Susan: Oh totally, but it's like most things, it's pitching the right people at the right time.
If you go in too early, particularly because raising finance for a film is just one big series of plate spinning. If you don't have enough plates spinning when you're pitching to certain people then they're not interested. So you kind of have to have some key elements in place to talk to certain levels.
AAA: Yeah, okay, that's very, very interesting. So in terms of your role in US based or UK based production, are productions getting cheaper? Or is the range of costs around any individual production kind of extending downwards as well as presumably in theory upwards? Is there a kind of base price of a production with technology changing much at the moment?
Susan: You can make a film for 20,000 pounds; you can make a film for 200 million. I think the biggest change obviously is the availability of digital. In 35 mm, the initial investment cost was huge, whereas now you can make a film on your iPhone, there's Sean Baker who's just released 'The Florida Project'. He shot an earlier film called 'Tangerine' on his iPhone, and that became a break out film from Sundance.
AAA: Yeah, it's extraordinary, I guess with the newer phones the technical quality of them is growing, improving all the time. Even the sound quality with certain plug-ins begins to approach the lower levels of professional equipment, which is extraordinary for a phone that can be sub 500 dollars, sub 1000 dollars really.

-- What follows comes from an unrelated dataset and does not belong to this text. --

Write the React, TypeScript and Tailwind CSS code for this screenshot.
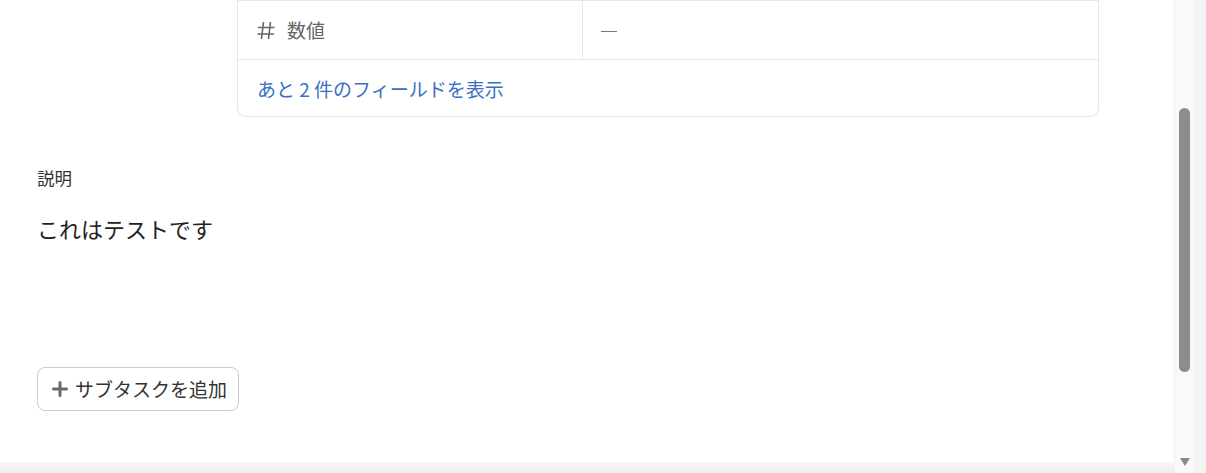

There can be a pay off for that kind of immediacy of an iPhone, we've seen that in other media as well. In stills photography where there was a trend towards reportage, and it's almost the slight imperfections that can be attractive in a world where everything is kind of CGI'd and hugely produced I suppose, in a creative sense.
Susan: Yes and at the end of the day it all comes down to the story, and if the story you're telling is relevant and you're doing it in an innovative and creative way that engages with your audience, then it doesn't matter so much whether it cost 100 million or one million. I think though in terms of cost, the big issue now is making sure that what you spend on the film allows it to be saleable and recoupable.